I want to be useful or bring enjoyment to all people, even those I’ve never met. I want to go on living even after my death! And that’s why I’m so grateful to God for having given me this gift, which I can use to develop myself and to express all that’s inside me!

When I write I can shake off all my cares. My sorrow disappears, my spirits are revived! But, and that’s a big question, will I ever be able to write something great, will I ever become a journalist or a writer?

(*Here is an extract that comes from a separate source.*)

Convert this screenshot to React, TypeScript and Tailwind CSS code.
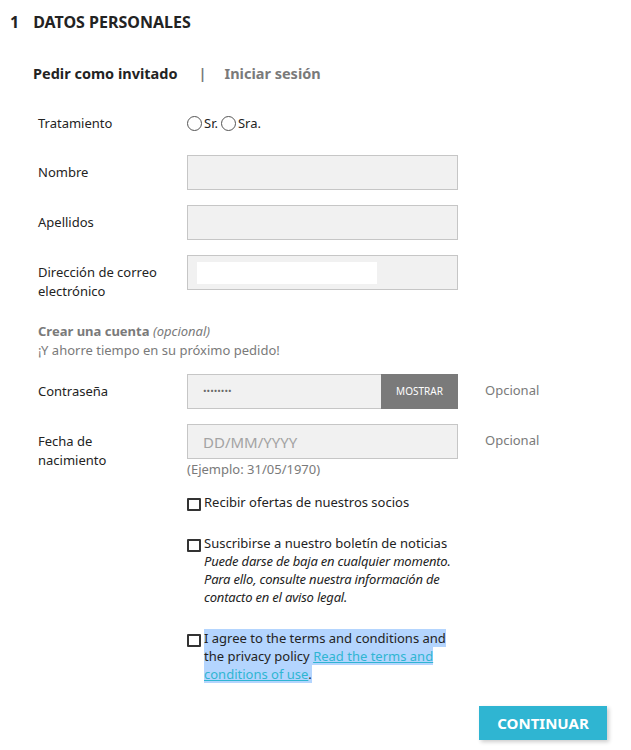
import type { ReactNode } from "react";

const inputCls =
  "h-[35px] w-[271px] border border-[#c6c6c6] bg-[#f1f1f1] px-[15px] text-[15px] text-[#232323] outline-none placeholder:text-[#a3a3a3]";

function Row({ label, children, note, className = "" }: { label: ReactNode; children: ReactNode; note?: string; className?: string }) {
  return (
    <div className={`flex items-start pl-[38px] ${className}`}>
      <div className="w-[149px] shrink-0 pt-[8px] text-[13px] leading-[19px]">{label}</div>
      <div className="w-[271px] shrink-0">{children}</div>
      {note && <div className="ml-[27px] pt-[7px] text-[13px] leading-[19px] text-[#7a7a7a]">{note}</div>}
    </div>
  );
}

function Radio({ label }: { label: string }) {
  return (
    <label className="flex items-center">
      <span className="h-[15px] w-[15px] rounded-full border border-[#555]" />
      <span className="ml-[2px] mr-[3px] text-[13px]">{label}</span>
    </label>
  );
}

function Check({ children, className = "" }: { children: ReactNode; className?: string }) {
  return (
    <div className={`flex items-start ${className}`}>
      <span className="mt-[5px] h-[13px] w-[14px] shrink-0 border-2 border-[#333] rounded-[1px]" />
      <div className="ml-[3px] w-[256px] text-[13px] leading-[18px]">{children}</div>
    </div>
  );
}

export default function App() {
  return (
    <div className="min-h-[750px] w-full bg-white font-['Noto_Sans',sans-serif] text-[#232323]">
      <h1 className="flex pl-[10px] pt-[11px] text-[16px] font-bold leading-[22px]">
        <span>1</span>
        <span className="ml-[14px]">DATOS PERSONALES</span>
      </h1>

      <div className="mt-[29px] flex items-center pl-[33px] text-[14.5px] font-bold leading-[22px]">
        <span>Pedir como invitado</span>
        <span className="ml-[21px] text-[#7a7a7a]">|</span>
        <span className="ml-[18px] text-[#7a7a7a]">Iniciar sesión</span>
      </div>

      <Row label="Tratamiento" className="mt-[22px]">
        <div className="flex h-[35px] items-center">
          <Radio label="Sr." />
          <Radio label="Sra." />
        </div>
      </Row>

      <Row label="Nombre" className="mt-[14px]">
        <input className={inputCls} />
      </Row>

      <Row label="Apellidos" className="mt-[15px]">
        <input className={inputCls} />
      </Row>

      <Row label={<>Dirección de correo<br />electrónico</>} className="mt-[15px]">
        <div className="flex h-[35px] w-[271px] items-center border border-[#c6c6c6] bg-[#f1f1f1] pl-[9px]">
          <div className="h-[22px] w-[180px] bg-white" />
        </div>
      </Row>

      <div className="mt-[21px] pl-[38px] text-[13px] leading-[19px] text-[#7a7a7a]">
        <p>
          <span className="font-bold">Crear una cuenta</span> <i>(opcional)</i>
        </p>
        <p>¡Y ahorre tiempo en su próximo pedido!</p>
      </div>

      <Row label="Contraseña" note="Opcional" className="mt-[14px]">
        <div className="flex h-[35px] w-[271px]">
          <div className="flex flex-1 items-center border border-r-0 border-[#c6c6c6] bg-[#f1f1f1] pl-[15px] text-[9.5px] text-[#6a6a6a]">
            ••••••••
          </div>
          <button className="w-[77px] bg-[#7a7a7a] text-[10px] text-white">MOSTRAR</button>
        </div>
      </Row>

      <Row label={<>Fecha de<br />nacimiento</>} note="Opcional" className="mt-[15px]">
        <input className={inputCls} placeholder="DD/MM/YYYY" />
        <p className="mt-[1px] text-[13px] leading-[18px] text-[#7a7a7a]">(Ejemplo: 31/05/1970)</p>
      </Row>

      <div className="mt-[15px] pl-[187px]">
        <Check>Recibir ofertas de nuestros socios</Check>
        <Check className="mt-[23px]">
          Suscribirse a nuestro boletín de noticias
          <br />
          <i className="whitespace-nowrap tracking-[-0.2px]">
            Puede darse de baja en cualquier momento.
            <br />
            Para ello, consulte nuestra información de
            <br />
            contacto en el aviso legal.
          </i>
        </Check>
        <Check className="mt-[23px]">
          <span className="bg-[#b4d5fe] box-decoration-clone">
            I agree to the terms and conditions and the privacy policy{" "}
            <a className="text-[#2fb5d2] underline">Read the terms and conditions of use</a>.
          </span>
        </Check>
      </div>

      <div className="mt-[23px] flex justify-end pr-[24px]">
        <button className="h-[34px] w-[128px] bg-[#2fb5d2] text-[15px] font-bold text-white shadow-[2px_2px_4px_rgba(0,0,0,0.2)]">
          CONTINUAR
        </button>
      </div>
    </div>
  );
}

It’s the question she poses in that last line that I still ponder daily: will I ever be able to write something great? I know that’s an ego-driven preoccupation, but aren’t all writers egocentric in their need to be read, in their desire (in Anne’s words), to be useful or bring enjoyment to all people?  Today, I still have the ghost of the writer’s self-doubt that plagued Anne. Every time I finish an article for this blog, the worries begin: What if I can’t write another one? What if I run out of ideas or my abilities dry up?  This isn’t necessarily a bad thing. It keeps me working and striving to improve. Bruce Springsteen has expressed these same sentiments time and again. “Have iron-clad confidence; but doubt — it keeps you awake and alert,” he once told a group of aspiring musicians. 

anne-frank-be-happyMy teenage diary was filled with expressions of happiness and pride over incidents ranging from special (Mr. S. told me to keep writing and I’ll be published by the time I’m 25! – March 10, 1976) to superficial (today I wore my green corduroy outfit; it always brings me luck! – December 15, 1973).

And more often than not, my pages were full of hopeless, ugly thoughts (I really don’t see that anything good will ever, ever happen to me in the future – February 3, 1977). Today, reading those rants of self pity, I feel foolish as I compare my silly problems to those of Anne Frank’s. The world was crumbling around her, and still she managed to embrace a glimmer of hope. On July 15, 1944, she wrote:

It’s a wonder I haven’t abandoned all my ideals, they seem so absurd and impractical. Yet I cling to them because I still believe, in spite of everything, that people are truly good at heart. It’s utterly impossible for me to build my life on a foundation of chaos, suffering and death. I see the world being slowly transformed into a wilderness, I hear the approaching thunder that, one day, will destroy us too, I feel the suffering of millions. And yet, when I look up at the sky, I somehow feel that everything will change for the better, that this cruelty too shall end, that peace and tranquility will return once more.

Anne continued to write in her diary until the day she and her family were seized from their hideout in Amsterdam and sent to the Nazi death camps: her father Otto to Auschwitz and she and her sister and mother to the Liebau camp and later to Bergen-Belsen, where she died of typhus a few months before British soldiers liberated the camp in April 1945.

Like Anne, I will continue to write till my stoney end.

© Dana Spiardi, June 12, 2015

 

This Post Has 4 Comments

  1. Dave

    You writers are so dramatic. Write because you want to write and you will never dry up. Greatness comes out of inspired flow, not from the shallow minds of man.

  2. Jon

    Thx Dana. Really needed this today.